» **Problem**: Go through the lines below and copy each one that holds the string "TypeScript".
— START OF Source material —
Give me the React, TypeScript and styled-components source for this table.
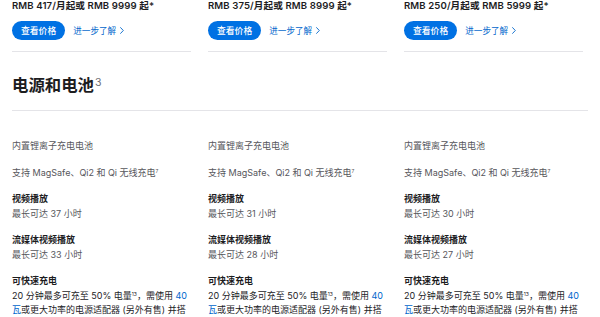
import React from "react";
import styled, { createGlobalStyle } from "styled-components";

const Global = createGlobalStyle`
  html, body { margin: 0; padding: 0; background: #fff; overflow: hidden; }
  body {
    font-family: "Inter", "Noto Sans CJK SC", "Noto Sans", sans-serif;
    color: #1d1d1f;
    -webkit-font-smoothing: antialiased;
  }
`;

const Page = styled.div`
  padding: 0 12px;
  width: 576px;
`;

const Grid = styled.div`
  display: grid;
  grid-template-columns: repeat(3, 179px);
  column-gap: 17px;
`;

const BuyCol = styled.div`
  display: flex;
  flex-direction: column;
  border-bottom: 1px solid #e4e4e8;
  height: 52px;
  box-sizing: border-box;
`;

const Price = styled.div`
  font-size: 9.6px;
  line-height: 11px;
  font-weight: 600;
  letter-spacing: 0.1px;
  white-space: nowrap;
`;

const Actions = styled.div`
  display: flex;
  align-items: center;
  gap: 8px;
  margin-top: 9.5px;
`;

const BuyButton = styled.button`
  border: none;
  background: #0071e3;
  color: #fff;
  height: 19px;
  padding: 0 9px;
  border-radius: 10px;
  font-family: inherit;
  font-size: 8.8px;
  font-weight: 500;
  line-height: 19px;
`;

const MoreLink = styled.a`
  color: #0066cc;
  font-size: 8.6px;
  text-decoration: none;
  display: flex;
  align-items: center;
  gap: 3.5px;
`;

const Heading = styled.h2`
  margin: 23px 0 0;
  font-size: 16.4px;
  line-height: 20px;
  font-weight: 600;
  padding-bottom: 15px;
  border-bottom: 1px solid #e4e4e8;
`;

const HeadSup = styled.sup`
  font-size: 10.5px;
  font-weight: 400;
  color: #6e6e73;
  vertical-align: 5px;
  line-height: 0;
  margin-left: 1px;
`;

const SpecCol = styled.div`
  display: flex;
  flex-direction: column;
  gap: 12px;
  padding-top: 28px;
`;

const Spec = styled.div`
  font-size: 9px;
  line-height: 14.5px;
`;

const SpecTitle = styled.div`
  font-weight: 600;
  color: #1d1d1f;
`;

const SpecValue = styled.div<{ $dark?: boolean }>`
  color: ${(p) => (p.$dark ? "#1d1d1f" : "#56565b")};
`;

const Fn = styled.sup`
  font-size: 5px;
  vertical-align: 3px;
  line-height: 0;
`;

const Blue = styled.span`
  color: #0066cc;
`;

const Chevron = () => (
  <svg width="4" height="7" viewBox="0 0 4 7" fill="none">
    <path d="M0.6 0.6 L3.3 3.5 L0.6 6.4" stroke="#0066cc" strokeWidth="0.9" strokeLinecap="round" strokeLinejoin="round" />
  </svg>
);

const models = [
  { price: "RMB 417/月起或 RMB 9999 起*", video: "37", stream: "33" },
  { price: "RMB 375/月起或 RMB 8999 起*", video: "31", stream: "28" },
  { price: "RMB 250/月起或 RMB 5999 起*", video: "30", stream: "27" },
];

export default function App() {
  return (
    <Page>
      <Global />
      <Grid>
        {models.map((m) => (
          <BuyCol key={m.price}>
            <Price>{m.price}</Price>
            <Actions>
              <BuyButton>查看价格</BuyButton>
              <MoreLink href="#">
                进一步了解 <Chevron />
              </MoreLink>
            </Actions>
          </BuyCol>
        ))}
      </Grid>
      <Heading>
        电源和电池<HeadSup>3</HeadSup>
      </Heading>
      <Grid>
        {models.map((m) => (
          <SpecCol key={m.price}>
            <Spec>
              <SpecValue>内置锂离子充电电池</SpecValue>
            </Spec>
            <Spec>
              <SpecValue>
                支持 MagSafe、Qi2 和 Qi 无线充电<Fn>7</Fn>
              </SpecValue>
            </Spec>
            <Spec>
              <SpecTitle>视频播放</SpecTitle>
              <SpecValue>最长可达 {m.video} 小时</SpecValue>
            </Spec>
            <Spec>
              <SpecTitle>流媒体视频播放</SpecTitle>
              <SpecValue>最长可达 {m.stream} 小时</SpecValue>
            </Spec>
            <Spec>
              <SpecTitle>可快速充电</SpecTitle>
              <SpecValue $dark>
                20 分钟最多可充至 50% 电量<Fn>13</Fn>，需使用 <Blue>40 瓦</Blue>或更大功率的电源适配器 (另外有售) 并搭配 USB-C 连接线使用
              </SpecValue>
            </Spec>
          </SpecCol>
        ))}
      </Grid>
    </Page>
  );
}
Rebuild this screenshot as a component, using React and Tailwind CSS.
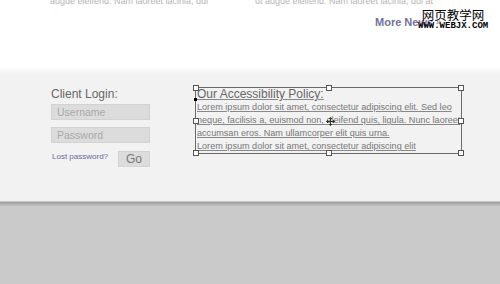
— END OF Source material —
— START OF Source material —
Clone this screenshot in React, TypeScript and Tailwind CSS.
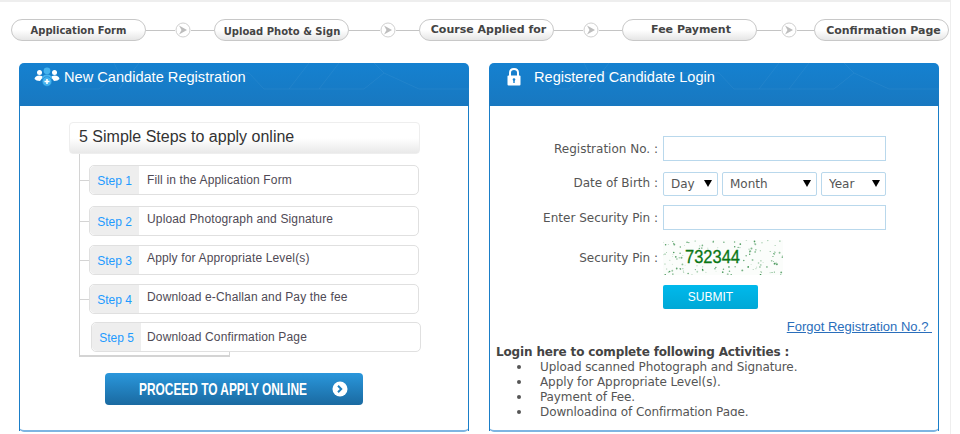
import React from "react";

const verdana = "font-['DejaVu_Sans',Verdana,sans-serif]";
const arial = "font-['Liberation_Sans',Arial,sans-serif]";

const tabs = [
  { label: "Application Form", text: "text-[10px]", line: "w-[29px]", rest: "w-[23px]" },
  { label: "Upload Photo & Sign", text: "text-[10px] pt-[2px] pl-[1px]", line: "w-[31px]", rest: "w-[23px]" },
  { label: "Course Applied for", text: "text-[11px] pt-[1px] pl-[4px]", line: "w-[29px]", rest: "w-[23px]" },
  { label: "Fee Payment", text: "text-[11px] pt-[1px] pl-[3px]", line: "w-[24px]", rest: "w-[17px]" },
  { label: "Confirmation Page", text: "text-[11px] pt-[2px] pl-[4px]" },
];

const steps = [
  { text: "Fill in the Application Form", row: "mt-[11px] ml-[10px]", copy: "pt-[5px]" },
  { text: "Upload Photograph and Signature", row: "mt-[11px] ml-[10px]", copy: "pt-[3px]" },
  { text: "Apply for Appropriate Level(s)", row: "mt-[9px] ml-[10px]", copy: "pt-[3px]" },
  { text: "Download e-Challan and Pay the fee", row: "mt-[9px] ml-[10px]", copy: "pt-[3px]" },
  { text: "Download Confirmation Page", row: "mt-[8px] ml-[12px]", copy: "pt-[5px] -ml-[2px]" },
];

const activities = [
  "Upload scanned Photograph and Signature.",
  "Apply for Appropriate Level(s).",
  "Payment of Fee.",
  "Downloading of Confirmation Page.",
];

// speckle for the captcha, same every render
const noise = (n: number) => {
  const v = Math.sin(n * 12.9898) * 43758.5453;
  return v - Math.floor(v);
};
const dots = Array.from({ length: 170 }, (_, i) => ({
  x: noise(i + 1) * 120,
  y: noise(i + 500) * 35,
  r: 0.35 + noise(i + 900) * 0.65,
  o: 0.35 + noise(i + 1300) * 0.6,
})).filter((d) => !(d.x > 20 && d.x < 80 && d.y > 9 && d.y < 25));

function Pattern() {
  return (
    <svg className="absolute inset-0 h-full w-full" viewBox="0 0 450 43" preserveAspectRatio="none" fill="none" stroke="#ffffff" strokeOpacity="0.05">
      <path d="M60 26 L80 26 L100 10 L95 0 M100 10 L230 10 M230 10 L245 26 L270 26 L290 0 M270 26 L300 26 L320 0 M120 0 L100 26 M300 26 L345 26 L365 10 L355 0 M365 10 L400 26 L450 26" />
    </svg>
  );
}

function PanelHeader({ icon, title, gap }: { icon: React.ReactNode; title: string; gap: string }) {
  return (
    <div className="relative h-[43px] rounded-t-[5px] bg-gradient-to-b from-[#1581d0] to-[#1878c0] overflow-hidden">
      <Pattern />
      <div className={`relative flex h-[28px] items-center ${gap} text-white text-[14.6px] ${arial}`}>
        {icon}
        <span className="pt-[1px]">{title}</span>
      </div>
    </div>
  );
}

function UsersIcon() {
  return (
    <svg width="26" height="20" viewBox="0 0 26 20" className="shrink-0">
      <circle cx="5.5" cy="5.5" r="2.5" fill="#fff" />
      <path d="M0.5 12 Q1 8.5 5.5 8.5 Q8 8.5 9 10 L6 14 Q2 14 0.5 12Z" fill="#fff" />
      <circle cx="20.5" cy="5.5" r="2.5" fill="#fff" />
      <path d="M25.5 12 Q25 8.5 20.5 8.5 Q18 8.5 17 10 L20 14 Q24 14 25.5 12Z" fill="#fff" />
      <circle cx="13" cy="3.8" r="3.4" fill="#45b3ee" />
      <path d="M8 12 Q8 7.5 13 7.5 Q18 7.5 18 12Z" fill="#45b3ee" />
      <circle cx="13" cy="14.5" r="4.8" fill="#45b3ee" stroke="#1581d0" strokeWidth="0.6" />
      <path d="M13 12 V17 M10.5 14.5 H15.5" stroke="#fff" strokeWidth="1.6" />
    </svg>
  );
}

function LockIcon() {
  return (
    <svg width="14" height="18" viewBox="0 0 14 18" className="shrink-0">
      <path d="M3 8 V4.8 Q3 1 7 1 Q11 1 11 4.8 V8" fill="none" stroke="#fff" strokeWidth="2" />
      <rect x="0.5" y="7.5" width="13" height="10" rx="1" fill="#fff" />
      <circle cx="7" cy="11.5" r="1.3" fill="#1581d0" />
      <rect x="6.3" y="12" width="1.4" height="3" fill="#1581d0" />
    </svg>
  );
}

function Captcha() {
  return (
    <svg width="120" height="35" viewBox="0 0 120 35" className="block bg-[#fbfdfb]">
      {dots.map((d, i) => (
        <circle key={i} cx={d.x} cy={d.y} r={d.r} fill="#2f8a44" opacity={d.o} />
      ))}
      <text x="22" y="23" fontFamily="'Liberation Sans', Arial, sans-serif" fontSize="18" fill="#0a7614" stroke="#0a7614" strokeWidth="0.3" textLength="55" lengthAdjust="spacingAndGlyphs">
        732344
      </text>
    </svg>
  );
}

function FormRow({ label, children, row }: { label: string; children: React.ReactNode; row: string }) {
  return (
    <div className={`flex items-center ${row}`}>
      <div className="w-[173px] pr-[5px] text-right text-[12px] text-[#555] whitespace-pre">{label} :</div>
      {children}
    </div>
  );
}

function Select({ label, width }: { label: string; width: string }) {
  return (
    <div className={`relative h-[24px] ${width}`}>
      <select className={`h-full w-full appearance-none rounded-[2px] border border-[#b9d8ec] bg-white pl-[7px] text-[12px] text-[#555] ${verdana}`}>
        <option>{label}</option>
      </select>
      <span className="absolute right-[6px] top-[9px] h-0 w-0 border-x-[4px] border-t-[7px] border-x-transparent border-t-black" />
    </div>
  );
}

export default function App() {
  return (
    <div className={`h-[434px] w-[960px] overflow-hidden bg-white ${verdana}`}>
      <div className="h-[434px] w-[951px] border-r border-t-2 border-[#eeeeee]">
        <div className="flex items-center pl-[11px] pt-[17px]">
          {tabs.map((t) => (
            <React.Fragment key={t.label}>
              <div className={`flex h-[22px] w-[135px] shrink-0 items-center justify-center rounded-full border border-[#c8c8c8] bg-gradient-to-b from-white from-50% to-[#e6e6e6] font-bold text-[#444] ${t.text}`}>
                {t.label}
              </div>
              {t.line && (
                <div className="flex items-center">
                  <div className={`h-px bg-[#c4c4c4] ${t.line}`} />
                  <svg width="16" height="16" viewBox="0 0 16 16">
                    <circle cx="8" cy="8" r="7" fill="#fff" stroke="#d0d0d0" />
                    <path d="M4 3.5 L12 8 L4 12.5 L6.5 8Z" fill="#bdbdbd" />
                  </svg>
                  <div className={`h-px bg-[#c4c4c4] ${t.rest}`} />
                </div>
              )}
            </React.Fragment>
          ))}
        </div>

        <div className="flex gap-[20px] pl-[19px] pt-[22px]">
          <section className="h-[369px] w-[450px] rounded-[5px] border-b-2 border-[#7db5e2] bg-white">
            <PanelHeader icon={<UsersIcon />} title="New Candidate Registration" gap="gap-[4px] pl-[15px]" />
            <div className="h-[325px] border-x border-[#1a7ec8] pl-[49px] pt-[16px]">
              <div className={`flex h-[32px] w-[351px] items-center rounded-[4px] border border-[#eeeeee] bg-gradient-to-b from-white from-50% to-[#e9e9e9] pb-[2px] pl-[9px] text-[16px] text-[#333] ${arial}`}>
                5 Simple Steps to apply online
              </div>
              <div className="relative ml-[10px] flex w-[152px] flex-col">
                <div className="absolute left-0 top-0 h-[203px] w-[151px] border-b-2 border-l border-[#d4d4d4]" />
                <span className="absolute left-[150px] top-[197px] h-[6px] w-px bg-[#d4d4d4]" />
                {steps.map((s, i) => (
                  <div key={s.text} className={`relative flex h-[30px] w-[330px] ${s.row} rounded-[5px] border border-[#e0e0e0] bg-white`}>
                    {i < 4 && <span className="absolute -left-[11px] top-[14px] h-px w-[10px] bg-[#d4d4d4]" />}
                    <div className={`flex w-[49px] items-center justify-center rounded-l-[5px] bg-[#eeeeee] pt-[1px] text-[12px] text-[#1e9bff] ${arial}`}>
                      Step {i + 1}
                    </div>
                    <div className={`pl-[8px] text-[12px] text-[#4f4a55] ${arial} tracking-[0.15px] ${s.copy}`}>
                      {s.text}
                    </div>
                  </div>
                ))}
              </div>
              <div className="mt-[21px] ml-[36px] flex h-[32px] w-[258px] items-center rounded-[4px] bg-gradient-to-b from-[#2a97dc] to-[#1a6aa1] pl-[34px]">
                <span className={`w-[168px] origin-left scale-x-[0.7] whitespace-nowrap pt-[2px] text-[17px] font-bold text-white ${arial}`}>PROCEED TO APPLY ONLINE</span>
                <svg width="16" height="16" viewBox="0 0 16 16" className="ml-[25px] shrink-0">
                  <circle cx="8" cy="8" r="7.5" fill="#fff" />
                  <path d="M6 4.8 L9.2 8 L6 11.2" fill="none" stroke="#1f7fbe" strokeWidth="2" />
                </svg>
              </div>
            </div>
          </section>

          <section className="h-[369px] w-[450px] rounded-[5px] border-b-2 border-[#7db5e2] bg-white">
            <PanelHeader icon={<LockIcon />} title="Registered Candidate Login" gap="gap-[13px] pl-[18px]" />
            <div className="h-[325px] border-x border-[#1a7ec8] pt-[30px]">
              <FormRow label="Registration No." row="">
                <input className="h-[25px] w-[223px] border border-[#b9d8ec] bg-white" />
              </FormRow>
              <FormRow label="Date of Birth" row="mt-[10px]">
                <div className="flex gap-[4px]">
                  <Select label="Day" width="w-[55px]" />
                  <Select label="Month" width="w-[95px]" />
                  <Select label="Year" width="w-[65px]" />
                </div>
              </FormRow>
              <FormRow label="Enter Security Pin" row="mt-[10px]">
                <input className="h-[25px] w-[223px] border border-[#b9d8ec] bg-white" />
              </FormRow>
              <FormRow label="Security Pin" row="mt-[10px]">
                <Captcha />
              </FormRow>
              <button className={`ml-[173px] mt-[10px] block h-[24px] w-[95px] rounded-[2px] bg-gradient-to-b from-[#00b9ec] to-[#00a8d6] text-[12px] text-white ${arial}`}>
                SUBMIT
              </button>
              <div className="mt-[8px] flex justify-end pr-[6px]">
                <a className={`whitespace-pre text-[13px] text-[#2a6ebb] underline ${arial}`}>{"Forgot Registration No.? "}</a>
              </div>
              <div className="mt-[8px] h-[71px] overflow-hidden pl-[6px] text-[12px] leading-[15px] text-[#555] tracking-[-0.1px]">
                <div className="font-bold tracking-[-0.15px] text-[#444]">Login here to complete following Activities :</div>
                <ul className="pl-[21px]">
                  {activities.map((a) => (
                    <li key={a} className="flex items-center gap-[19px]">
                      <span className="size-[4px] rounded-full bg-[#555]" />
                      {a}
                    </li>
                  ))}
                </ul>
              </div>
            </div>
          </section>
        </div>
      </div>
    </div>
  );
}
— END OF Source material —
— START OF Source material —
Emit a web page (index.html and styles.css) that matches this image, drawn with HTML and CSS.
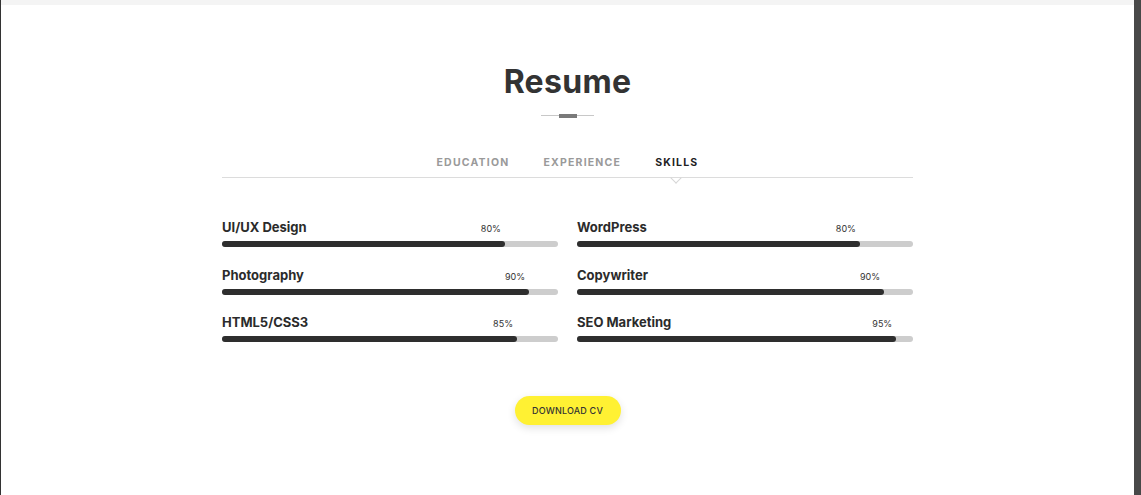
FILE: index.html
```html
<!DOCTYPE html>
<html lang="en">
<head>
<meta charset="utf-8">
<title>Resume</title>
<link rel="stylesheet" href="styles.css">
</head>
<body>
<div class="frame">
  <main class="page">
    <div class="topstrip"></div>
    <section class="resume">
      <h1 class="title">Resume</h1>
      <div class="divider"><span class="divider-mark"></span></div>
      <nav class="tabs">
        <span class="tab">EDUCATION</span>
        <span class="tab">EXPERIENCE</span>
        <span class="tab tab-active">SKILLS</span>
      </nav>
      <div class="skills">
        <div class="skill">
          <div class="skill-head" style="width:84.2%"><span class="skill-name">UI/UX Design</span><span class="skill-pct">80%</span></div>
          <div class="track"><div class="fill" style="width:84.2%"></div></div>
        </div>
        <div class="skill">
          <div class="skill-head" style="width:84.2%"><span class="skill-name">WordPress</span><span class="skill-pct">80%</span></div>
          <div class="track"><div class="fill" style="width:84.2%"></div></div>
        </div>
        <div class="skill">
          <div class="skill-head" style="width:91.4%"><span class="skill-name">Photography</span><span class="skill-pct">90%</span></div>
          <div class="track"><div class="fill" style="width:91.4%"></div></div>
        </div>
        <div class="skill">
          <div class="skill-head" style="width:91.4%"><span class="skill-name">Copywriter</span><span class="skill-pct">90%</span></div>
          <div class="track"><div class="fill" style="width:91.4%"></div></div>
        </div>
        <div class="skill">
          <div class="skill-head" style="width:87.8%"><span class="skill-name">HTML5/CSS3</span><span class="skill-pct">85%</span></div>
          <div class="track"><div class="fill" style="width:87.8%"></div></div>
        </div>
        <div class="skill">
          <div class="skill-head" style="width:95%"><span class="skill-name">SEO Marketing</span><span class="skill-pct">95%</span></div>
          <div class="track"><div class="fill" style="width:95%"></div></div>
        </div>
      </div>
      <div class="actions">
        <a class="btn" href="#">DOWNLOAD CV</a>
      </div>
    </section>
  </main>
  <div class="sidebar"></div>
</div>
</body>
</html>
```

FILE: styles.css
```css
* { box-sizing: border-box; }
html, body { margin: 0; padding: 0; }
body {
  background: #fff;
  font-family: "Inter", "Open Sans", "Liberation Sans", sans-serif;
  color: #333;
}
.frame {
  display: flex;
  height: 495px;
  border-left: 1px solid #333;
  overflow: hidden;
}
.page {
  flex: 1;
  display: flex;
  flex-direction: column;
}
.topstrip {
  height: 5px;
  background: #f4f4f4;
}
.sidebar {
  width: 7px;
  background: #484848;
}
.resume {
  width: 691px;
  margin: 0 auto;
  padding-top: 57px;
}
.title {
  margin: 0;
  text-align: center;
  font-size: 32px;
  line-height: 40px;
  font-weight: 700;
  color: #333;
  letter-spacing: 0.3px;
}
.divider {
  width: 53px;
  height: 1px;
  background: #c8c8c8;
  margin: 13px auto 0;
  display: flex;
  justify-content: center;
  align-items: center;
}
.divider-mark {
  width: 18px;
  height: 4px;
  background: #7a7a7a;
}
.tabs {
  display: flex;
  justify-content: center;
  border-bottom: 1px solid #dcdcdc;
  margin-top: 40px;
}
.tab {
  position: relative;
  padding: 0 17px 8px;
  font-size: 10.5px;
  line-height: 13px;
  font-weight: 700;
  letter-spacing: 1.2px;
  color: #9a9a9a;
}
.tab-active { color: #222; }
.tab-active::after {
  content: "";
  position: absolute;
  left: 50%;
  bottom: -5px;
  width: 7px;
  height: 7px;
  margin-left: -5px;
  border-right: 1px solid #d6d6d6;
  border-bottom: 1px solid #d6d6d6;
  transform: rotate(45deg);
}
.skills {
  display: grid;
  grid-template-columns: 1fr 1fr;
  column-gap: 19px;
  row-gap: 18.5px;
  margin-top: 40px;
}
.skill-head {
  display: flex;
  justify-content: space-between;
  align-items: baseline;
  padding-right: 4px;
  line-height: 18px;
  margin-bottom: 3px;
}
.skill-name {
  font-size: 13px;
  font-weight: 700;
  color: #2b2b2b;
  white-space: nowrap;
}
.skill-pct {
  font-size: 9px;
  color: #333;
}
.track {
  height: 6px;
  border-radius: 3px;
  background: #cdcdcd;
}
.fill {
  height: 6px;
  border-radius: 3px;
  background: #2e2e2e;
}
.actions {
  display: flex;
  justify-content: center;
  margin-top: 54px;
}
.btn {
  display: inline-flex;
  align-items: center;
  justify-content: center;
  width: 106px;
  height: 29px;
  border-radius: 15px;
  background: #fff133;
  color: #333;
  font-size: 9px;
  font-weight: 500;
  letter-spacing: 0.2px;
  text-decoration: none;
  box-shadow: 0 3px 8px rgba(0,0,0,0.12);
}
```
— END OF Source material —
» **Solution for this task**:
Give me the React, TypeScript and styled-components source for this table.
Clone this screenshot in React, TypeScript and Tailwind CSS.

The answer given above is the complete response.